America's prosecutors are out of control.
Consider the case of Brittany Stephens, a young Louisiana mother who was charged with negligent homicide for the death of her 1-year-old daughter, Seyaira. Stephens and her child were riding in an SUV with family friends when they were hit at an intersection by an off-duty police officer driving 94 mph in a 50 zone. The SUV was destroyed, and Seyaira did not survive. Though Stephens was not driving and bears no responsibility for the crash, she was slapped with the exact same charge as the cop whose recklessness killed her little girl — all because she failed to accomplish the herculean feat of properly securing Seyaira's car seat.
This is an unjust charge, a charge that never should have been made. And the reason it has been made is simple: Prosecutors can basically do whatever they want.
Prosecutors in America, most commonly called district attorneys, have enormous and often unaccountable discretion. "They can choose how harshly to go after someone, how lenient to go after someone," explains John Pfaff, a Fordham University professor of criminal law. "They have tremendous power in that respect."
The prosecutor in Stephens' case, East Baton Rouge District Attorney Hillar Moore III, was not obliged to charge her. He did not have to pile a legal fight on top of the horror of losing an infant in a preventable accident. He chose to do so, and district attorneys across the country can and do make similarly cruel and unnecessary choices. They have significant control over whether a case is prosecuted, what charges are brought, whether it goes to trial or is settled out of court, what sentence is sought, and so much more.
This discretion is not inherently negative. In the right hands, it can be used to moderate the excesses of overcriminalization, to hold cops and other public officials accountable, and to offer mercy in extraordinary cases like Stephens' where the result of prosecution will be inhumanity, not deterrence.
But though the prosecutor's power may be used for good, it is still power, and thus still ripe for corruption. It plays a role in the systemic discrimination of our justice system, and at an individual level it is vulnerable to abuses of malice, callousness, ambition, and incompetence.
The prosecutor's power is also allotted at the ballot box. Where other players in the justice system, like police officers and judges, may be appointed or simply hired, district attorneys are typically elected. This arrangement too is of questionable value — it creates a dangerous incentive to aggressive prosecution, especially in election years, to bolster a "tough on crime" image immune to negative advertising — but it does offer a real and relatively quick route to change.
Criminal justice reformers have taken notice. "We're just recognizing how powerful district attorneys are in shaping criminal justice policies, both at the local level, but also at the statehouse," says Taylor Pendergrass of the ACLU's Campaign for Smart Justice. "The lobbying power of prosecutors is really a substantial force almost everywhere we want to see change made in the criminal justice system." While other needed changes in the justice system require institutional adjustments that may take years to accomplish, you only need one election cycle to get a better prosecutor.

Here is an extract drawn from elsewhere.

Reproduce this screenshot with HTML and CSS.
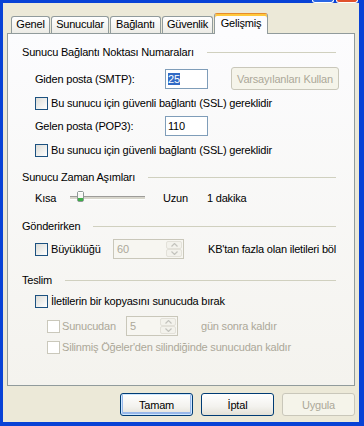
FILE: index.html
```html
<!DOCTYPE html>
<html lang="tr">
<head>
    <meta charset="UTF-8">
    <meta name="viewport" content="width=device-width, initial-scale=1.0">
    <title>Gelişmiş</title>
    <link rel="stylesheet" href="styles.css">
</head>
<body>
    <div class="window">
        <div class="titlebar">
            <span class="tb-btn tb-help"></span>
            <span class="tb-btn tb-close"></span>
        </div>

        <div class="dialog">
            <div class="tabs">
                <div class="tab tab-genel">Genel</div>
                <div class="tab tab-servers">Sunucular</div>
                <div class="tab tab-conn">Bağlantı</div>
                <div class="tab tab-sec">Güvenlik</div>
                <div class="tab tab-active">Gelişmiş</div>
            </div>

            <div class="panel">
                <div class="group-title">
                    <span>Sunucu Bağlantı Noktası Numaraları</span>
                    <span class="rule"></span>
                </div>

                <div class="row row-smtp">
                    <span class="field-label">Giden posta (SMTP):</span>
                    <span class="edit"><span class="sel">25</span></span>
                    <span class="btn btn-disabled btn-defaults">Varsayılanları Kullan</span>
                </div>

                <div class="row check-row c1">
                    <span class="box"></span>
                    <span>Bu sunucu için güvenli bağlantı (SSL) gereklidir</span>
                </div>

                <div class="row row-pop3">
                    <span class="field-label">Gelen posta (POP3):</span>
                    <span class="edit">110</span>
                </div>

                <div class="row check-row c2">
                    <span class="box"></span>
                    <span>Bu sunucu için güvenli bağlantı (SSL) gereklidir</span>
                </div>

                <div class="group-title h2">
                    <span>Sunucu Zaman Aşımları</span>
                    <span class="rule"></span>
                </div>

                <div class="row row-slider">
                    <span class="slider-label">Kısa</span>
                    <span class="track">
                        <svg class="thumb" width="7" height="11" viewBox="0 0 7 11">
                            <rect x="0.5" y="0.5" width="6" height="10" rx="1.5" fill="#f7f7f4" stroke="#8e9896"/>
                            <rect x="1" y="7" width="5" height="3" fill="#3fae48"/>
                            <rect x="1" y="1" width="5" height="1" fill="#ffffff"/>
                        </svg>
                    </span>
                    <span class="slider-long">Uzun</span>
                    <span>1 dakika</span>
                </div>

                <div class="group-title h3">
                    <span>Gönderirken</span>
                    <span class="rule"></span>
                </div>

                <div class="row row-size">
                    <span class="box"></span>
                    <span class="size-label">Büyüklüğü</span>
                    <span class="spin spin-size">
                        <span class="spin-value">60</span>
                        <span class="spin-btns">
                            <span class="spin-btn"><svg width="7" height="4" viewBox="0 0 7 4"><polyline points="0.5,3.5 3.5,0.5 6.5,3.5" fill="none" stroke="#c3c3bd" stroke-width="1.2"/></svg></span>
                            <span class="spin-btn"><svg width="7" height="4" viewBox="0 0 7 4"><polyline points="0.5,0.5 3.5,3.5 6.5,0.5" fill="none" stroke="#c3c3bd" stroke-width="1.2"/></svg></span>
                        </span>
                    </span>
                    <span class="size-tail">KB'tan fazla olan iletileri böl</span>
                </div>

                <div class="group-title h4">
                    <span>Teslim</span>
                    <span class="rule"></span>
                </div>

                <div class="row check-row c3">
                    <span class="box"></span>
                    <span>İletilerin bir kopyasını sunucuda bırak</span>
                </div>

                <div class="row row-days disabled">
                    <span class="box"></span>
                    <span class="days-label">Sunucudan</span>
                    <span class="spin spin-days">
                        <span class="spin-value">5</span>
                        <span class="spin-btns">
                            <span class="spin-btn"><svg width="7" height="4" viewBox="0 0 7 4"><polyline points="0.5,3.5 3.5,0.5 6.5,3.5" fill="none" stroke="#c3c3bd" stroke-width="1.2"/></svg></span>
                            <span class="spin-btn"><svg width="7" height="4" viewBox="0 0 7 4"><polyline points="0.5,0.5 3.5,3.5 6.5,0.5" fill="none" stroke="#c3c3bd" stroke-width="1.2"/></svg></span>
                        </span>
                    </span>
                    <span class="days-tail">gün sonra kaldır</span>
                </div>

                <div class="row check-row c4 disabled">
                    <span class="box"></span>
                    <span>Silinmiş Öğeler'den silindiğinde sunucudan kaldır</span>
                </div>
            </div>

            <div class="actions">
                <span class="btn btn-default">Tamam</span>
                <span class="btn">İptal</span>
                <span class="btn btn-disabled">Uygula</span>
            </div>
        </div>
    </div>
</body>
</html>
```

FILE: styles.css
```css
body {
    margin: 0;
    font-family: "Liberation Sans", Arial, sans-serif;
    font-size: 11px;
    letter-spacing: -0.2px;
    color: #000;
}

.window {
    width: 364px;
    height: 426px;
    box-sizing: border-box;
    background: #0842d6;
    padding: 0 5px 4px 3px;
    display: flex;
    flex-direction: column;
}

.titlebar {
    height: 3px;
    display: flex;
    justify-content: flex-end;
    gap: 2px;
    padding-right: 1px;
}

.tb-btn {
    width: 20px;
    height: 2px;
    border: 1px solid #fff;
    border-top: none;
    border-radius: 0 0 3px 3px;
}

.tb-help {
    background: #2a66e4;
}

.tb-close {
    background: #e0512c;
}

.dialog {
    flex: 1;
    background: #ece9d8;
    display: flex;
    flex-direction: column;
    padding: 10px 4px 0 4px;
}

/* tabs */

.tabs {
    display: flex;
    align-items: flex-end;
    gap: 1px;
    height: 21px;
    padding-left: 4px;
    margin-bottom: -1px;
    position: relative;
    z-index: 1;
}

.tab {
    box-sizing: border-box;
    height: 17px;
    margin-bottom: 1px;
    border: 1px solid #919b9c;
    border-bottom: none;
    border-radius: 3px 3px 0 0;
    background: linear-gradient(#ffffff, #ecebe6);
    text-align: center;
    line-height: 15px;
}

.tab-genel { width: 39px; }
.tab-servers { width: 58px; }
.tab-conn { width: 51px; }
.tab-sec { width: 51px; }

.tab-active {
    width: 54px;
    height: 21px;
    margin-bottom: 0;
    border-top: 1px solid #e68b2c;
    background: #fcfcfe;
    box-shadow: inset 0 2px 0 #ffc83c;
    padding-top: 2px;
}

/* panel */

.panel {
    height: 353px;
    box-sizing: border-box;
    border: 1px solid #919b9c;
    background: linear-gradient(#fcfcfe, #f4f3ee);
    padding: 10px 0 0 14px;
}

.group-title {
    display: flex;
    align-items: center;
    height: 16px;
}

.rule {
    flex: 1;
    border-top: 1px solid #d0d0bf;
    margin: 0 18px 0 13px;
}

.h2 { margin-top: 11px; }
.h3 { margin-top: 10px; }
.h4 { margin-top: 13px; }

.row {
    display: flex;
    align-items: center;
    margin-left: 13px;
}

.check-row { height: 16px; }

.row-smtp { height: 23px; margin-top: 7px; }
.c1 { margin-top: 5px; }
.row-pop3 { height: 20px; margin-top: 5px; }
.c2 { margin-top: 6px; }
.row-slider { height: 20px; margin-top: 3px; }
.row-size { height: 20px; margin-top: 5px; }
.c3 { margin-top: 5px; }
.row-days { height: 20px; margin-top: 7px; margin-left: 25px; }
.c4 { margin-top: 3px; margin-left: 25px; }

.field-label {
    width: 130px;
}

.edit {
    box-sizing: border-box;
    width: 43px;
    height: 20px;
    border: 1px solid #7f9db9;
    background: #fff;
    padding-left: 2px;
    display: flex;
    align-items: center;
}

.sel {
    background: #316ac5;
    color: #fff;
}

.box {
    box-sizing: border-box;
    width: 13px;
    height: 13px;
    border: 1px solid #1c5180;
    background: linear-gradient(135deg, #dcdcd7, #ffffff);
    margin-right: 3px;
    flex-shrink: 0;
}

.disabled {
    color: #aca899;
}

.disabled .box {
    border-color: #cac8bb;
    background: #fff;
    margin-right: 2px;
}

/* slider */

.slider-label {
    width: 35px;
}

.track {
    position: relative;
    width: 75px;
    height: 2px;
    border-top: 1px solid #9d9c99;
    border-bottom: 1px solid #fff;
    background: #d8d6cc;
}

.thumb {
    position: absolute;
    left: 7px;
    top: -6px;
}

.slider-long {
    width: 44px;
    margin-left: 18px;
}

/* spinners */

.size-label { width: 62px; }
.days-label { width: 64px; }

.spin {
    box-sizing: border-box;
    height: 20px;
    border: 1px solid #c9c7ba;
    background: #f7f6f1;
    display: flex;
    color: #aca899;
}

.spin-size { width: 71px; }
.spin-days { width: 52px; }

.spin-value {
    flex: 1;
    padding-left: 3px;
    display: flex;
    align-items: center;
}

.spin-btns {
    width: 16px;
    display: flex;
    flex-direction: column;
    padding: 1px;
    gap: 0;
}

.spin-btn {
    flex: 1;
    border: 1px solid #e3e1d9;
    border-radius: 2px;
    background: #f3f2ec;
    display: flex;
    align-items: center;
    justify-content: center;
}

.size-tail { margin-left: 24px; }
.days-tail { margin-left: 23px; }

/* buttons */

.btn {
    box-sizing: border-box;
    width: 73px;
    height: 23px;
    border: 1px solid #003c74;
    border-radius: 3px;
    background: linear-gradient(#ffffff, #f3f2ee 60%, #e3e1d7);
    display: flex;
    align-items: center;
    justify-content: center;
}

.btn-default {
    box-shadow: inset 0 0 0 1px #cee7ff, inset 0 -1px 0 2px #98b8ea;
}

.btn-disabled {
    border-color: #c9c7ba;
    background: #f5f4ea;
    color: #aca899;
}

.btn-defaults {
    width: 108px;
    margin-left: 23px;
}

.actions {
    display: flex;
    justify-content: flex-end;
    gap: 8px;
    margin-top: 7px;
}
```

In districts across the country, 2018 may be that cycle. In Texas, for example, 13 sitting district attorneys faced a primary challenger this year, and half of them lost. "People are starting to understand ... the DA to them is more important in many ways to their daily life than who's the governor of Texas or who's the president of the United States," explained Rob Smith, executive director of the Fair Punishment Project, which includes "overzealous prosecutors"" among the causes of sentencing dysfunction the organization seeks to address.
The paragon of success in this project may be Philadelphia District Attorney Larry Krasner, who assumed office in January after a decisive victory at the polls. A former civil rights attorney, Krasner ran on a reform platform, vowing to "fundamentally change [the culture of the Philadelphia District Attorney's Office] from a culture of seeking victory for prosecutors to a culture of seeking justice for victims."
He has made good on that promise, releasing a detailed memo overhauling the function of his office. On Krasner's watch, Philly prosecutors will no longer bring any charges for marijuana possession. In petty theft cases, they will focus on restitution. When recommending prison sentences for low-level and nonviolent offenders, they will be asked to justify the cost to local taxpayers. "If you are seeking a sentence of 3 years incarceration, state on record that the cost to the taxpayer will be $126,000.00 (3 x $42,000.00) if not more and explain why you believe the cost is justified," the memo directs, noting that the annual cost of incarcerating a single prisoner exceeds "the average family's total income in Philadelphia in 2017."
It would be better to enshrine these changes in law, but in the short term, Krasner offers a striking example of prosecutorial discretion used for good. Implemented at a large scale, this sort of reform would put an enormous dent in the United States' twin problems of overcriminalization and mass incarceration, as research shows prosecutors' increasing choice to charge misdemeanors as felonies is a major contributor to recent decades' spike in incarceration rates.
If Brittany Stephens' accident had happened in a jurisdiction with a prosecutor like Krasner, it is difficult to believe she would be facing such a shameful charge. For the sake of her case and untold numbers of more mundane situations, electing humane and just district attorneys is a worthy cause.